News Roundup

I love highlighting my colleagues’ great work on the blog. Shea already announced her new book this week, but also check out Jessie Smith’s interview on WUNC, talking about the backlog at the State Crime Lab and the practical solutions a working group identified. And take a look at the new electronic platform for all the manuals produced by the School’s Indigent Defense Education group. As a teaser, next week, the blog will feature a newly-released manual that is available on the platform.

In other news:

State supreme court recount. WRAL reports here that Mike Robinson has asked for a recount in his race with Justice Cheri Beasley. According to the initial count, Robinson lost by 5,400 votes. Final results are expected next week.

Crime lab losing scientists due to low pay. The News and Observer reports here that the director of the State Crime Lab told a General Assembly committee that the Lab simply “cannot compete with the salaries” being offered to forensic scientists by other employers, resulting in a high turnover rate and exacerbating backlogs.

Death penalty news. Soon-to-be-former Attorney General Eric Holder finds it “hard to believe” than America has never executed an innocent person, according to this news report.
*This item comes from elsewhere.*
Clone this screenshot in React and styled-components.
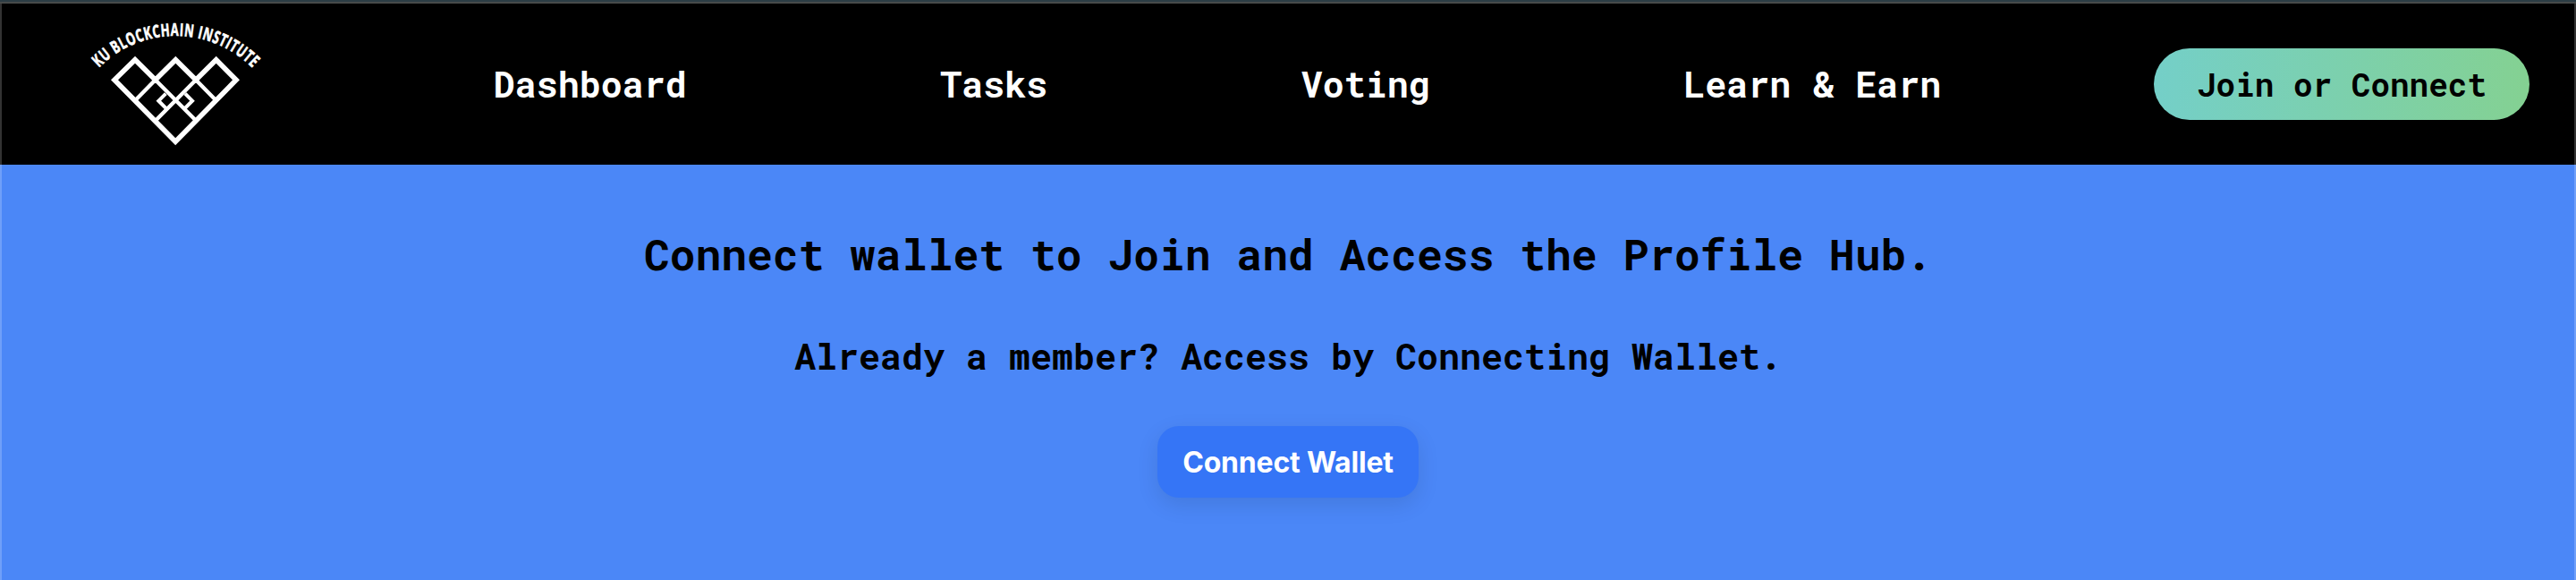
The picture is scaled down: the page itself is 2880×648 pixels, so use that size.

Meanwhile, NBC News reports here that lawmakers in Utah are considering a proposal to allow executions by firing squad if lethal injection drugs are unavailable.

Body cameras, transparency, and public records requests. Body cameras for law enforcement are all the rage these days. But as more agencies move towards implementing wearable cameras, practical problems have cropped up. In some states, perhaps including North Carolina, the resultant footage is not covered by public records laws, limiting the potential transparency benefits of the cameras. In other states, the resultant footage is available to the public, but that brings its own problems. In Seattle, a pilot program implementing cameras may crumble in the face of impossibly burdensome records requests.

Not a good career move. We all make mistakes, but when you’re a chief of police, it’s best not to be found intoxicated and unconscious behind the wheel at a Taco Bell drive through (thru?) at 1:00 a.m. Even the chief acknowledges that it was “unfortunate,” according to this piece in leading journalistic outlet Raw Story.